DETERMINATION OF THE LATTICE CONTRACTION OF BORON-DOPED SILICON

We report a study of the change in lattice constant when single-crystal silicon is substitutionally doped with boron. The measurements were made using 10-mum-thick epilayers with boron concentrations (N(B)) in the range 1.7 X 10(19)-1.2 X 10(20) cm-3. The influence of elastic strain in the epilayers and their substrates was eliminated by including Bragg reflections from planes that were inclined to the (100) surface. We obtained a value for the lattice contraction coefficient beta = (5.19 +/- 0.09) X 10(-24) cm-3, where the range is +/- one standard error. Specimens with N(B) almost-equal-to 2 X 10(19) cm-3 were strained to give coherent interfaces with their substrates.
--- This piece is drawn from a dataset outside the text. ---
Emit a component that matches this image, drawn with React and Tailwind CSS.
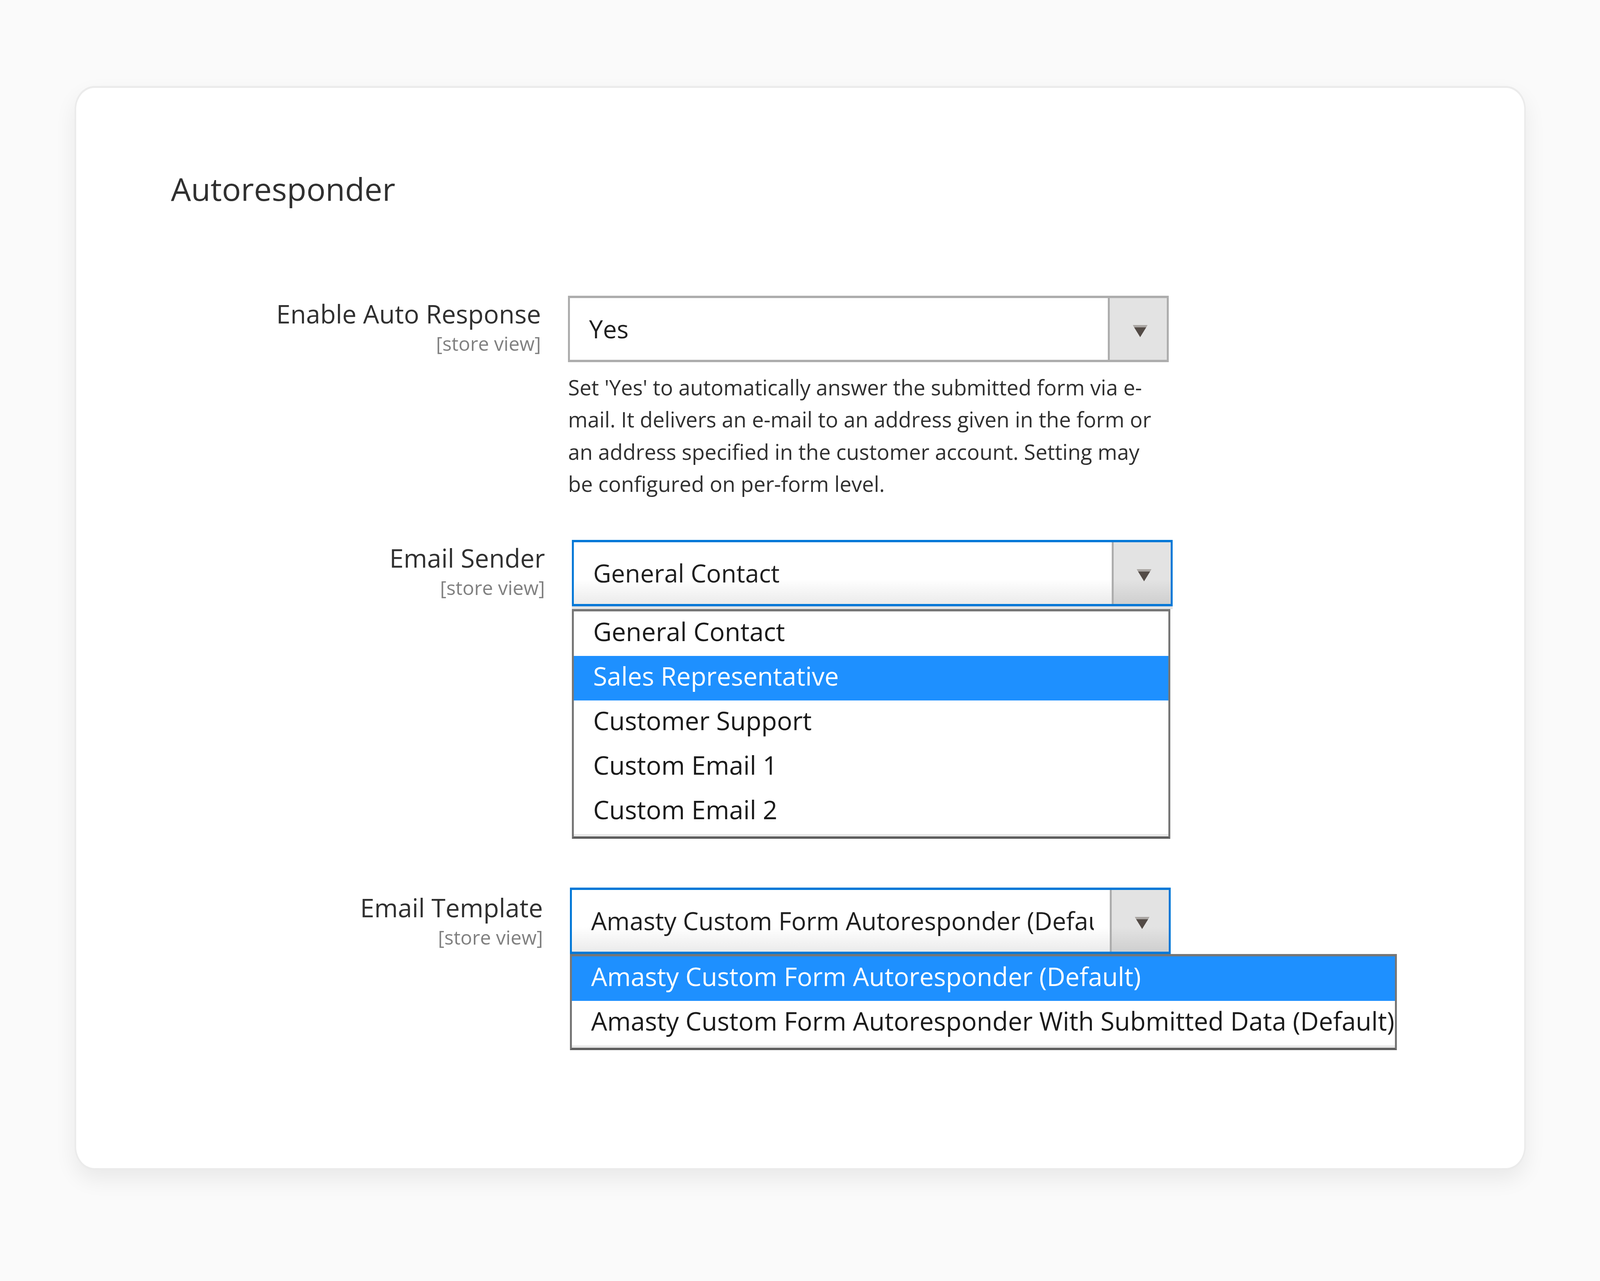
const font = "font-['Open_Sans',sans-serif]";

function Arrow() {
  return (
    <svg
      width="37.7"
      height="32"
      viewBox="0 0 44 32"
      preserveAspectRatio="none"
      className="ml-[10.3px] mt-[11px]"
    >
      <polygon points="0,0 44,0 40,6 4,6" fill="#a9a5a2" />
      <polygon points="4,6 40,6 22,31" fill="#534b46" />
    </svg>
  );
}

function Select({ value, focused }) {
  return (
    <div
      className={`flex h-[170px] w-[1538px] border-x-[5.14px] border-y-[6px] ${
        focused ? "border-[#0078d7]" : "border-[#adadad]"
      }`}
    >
      <div
        className={`flex min-w-0 flex-1 items-center pl-[48.9px] pr-[41px] ${
          focused ? "bg-linear-to-b from-white from-60% to-[#ebebeb]" : "bg-white"
        }`}
      >
        <div className="overflow-hidden whitespace-nowrap text-[63.4px] leading-[100px] text-[#1f1f1f]">
          {value}
        </div>
      </div>
      <div
        className={`flex w-[151.7px] shrink-0 items-center justify-center border-l-[5.14px] border-[#adadad] ${
          focused ? "bg-linear-to-b from-[#e3e3e3] from-60% to-[#cfcfcf]" : "bg-[#e3e3e3]"
        }`}
      >
        <Arrow />
      </div>
    </div>
  );
}

function Options({ items, selected, wide }) {
  return (
    <div
      className={`border-x-[5.14px] border-y-[6px] border-[#767676] border-b-[#5e5e5e] bg-white ${
        wide ? "w-[2116.6px]" : "w-[1532px]"
      }`}
    >
      {items.map((it, i) => (
        <div
          key={it}
          className={`h-[114px] whitespace-nowrap pl-[48.9px] text-[65.2px] leading-[102px] ${
            i === selected ? "bg-[#1e90ff] text-white" : "text-[#1a1a1a]"
          }`}
        >
          {it}
        </div>
      ))}
      <div className="h-[6px] bg-[#e8e8e8]" />
    </div>
  );
}

function Row({ label, className = "", labelClass = "", children }) {
  return (
    <div className={`flex ${className}`}>
      <div className={`w-[947.3px] shrink-0 text-right ${labelClass}`}>
        <div className="text-[65.2px] leading-[92px] text-[#303030]">{label}</div>
        <div className="text-[49.7px] leading-[61px] text-[#808080]">[store view]</div>
      </div>
      <div className="ml-[69.4px]">{children}</div>
    </div>
  );
}

const help = [
  "Set 'Yes' to automatically answer the submitted form via e-",
  "mail. It delivers an e-mail to an address given in the form or",
  "an address specified in the customer account. Setting may",
  "be configured on per-form level.",
];

export default function App() {
  return (
    <div className={`min-h-screen bg-[#fafafa] pt-[220px] ${font}`}>
      <div className="mx-auto h-[2775px] w-[3715px] rounded-[51px/60px] border-x-[4.3px] border-y-[5px] border-[#ebebeb] bg-white pl-[243px] pt-[193px] shadow-[0_24px_55px_rgba(0,0,0,0.07)]">
        <h2 className="text-[81.4px] font-normal leading-[130px] text-[#303030]">Autoresponder</h2>

        <Row label="Enable Auto Response" className="mt-[209px]">
          <Select value="Yes" />
          <div className="mt-[23px] text-[54px] leading-[82.3px] text-[#303030]">
            {help.map((l) => (
              <div key={l} className="whitespace-nowrap">
                {l}
              </div>
            ))}
          </div>
        </Row>

        <Row label="Email Sender" className="ml-[10.3px] mt-[103px]">
          <Select value="General Contact" focused />
          <div className="h-[7px] w-[1538px] bg-[#e4e4e4]" />
          <Options
            items={[
              "General Contact",
              "Sales Representative",
              "Customer Support",
              "Custom Email 1",
              "Custom Email 2",
            ]}
            selected={1}
          />
        </Row>

        <Row label="Email Template" className="ml-[5.1px] mt-[125px]" labelClass="mt-[5px]">
          <Select value="Amasty Custom Form Autoresponder (Default)" focused />
          <Options
            wide
            items={[
              "Amasty Custom Form Autoresponder (Default)",
              "Amasty Custom Form Autoresponder With Submitted Data (Default)",
            ]}
            selected={0}
          />
        </Row>
      </div>
    </div>
  );
}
Evidence for relaxation (presumably by misfit dislocations at the interface) was observed with N(B) almost-equal-to 5 X 10(19) cm-3 (corresponding to a lattice mismatch of approximately 2.5 X 10(-4)), but this occurred in a patchy fashion and remained incomplete while N(B) was increased to 1.2 X 10(20) cm-3 (corresponding to a mismatch of 6.5 X 10(-4)) . This partial relaxation occurred at somewhat smaller mismatches than would be expected from reported studies of silicon-germanium alloy epilayers on silicon substrates. Our technique for analyzing a set of Bragg reflections to separate the effects of elastic strain and lattice mismatch appears to be novel and has general applicability to the study of epilayer/substrate combinations.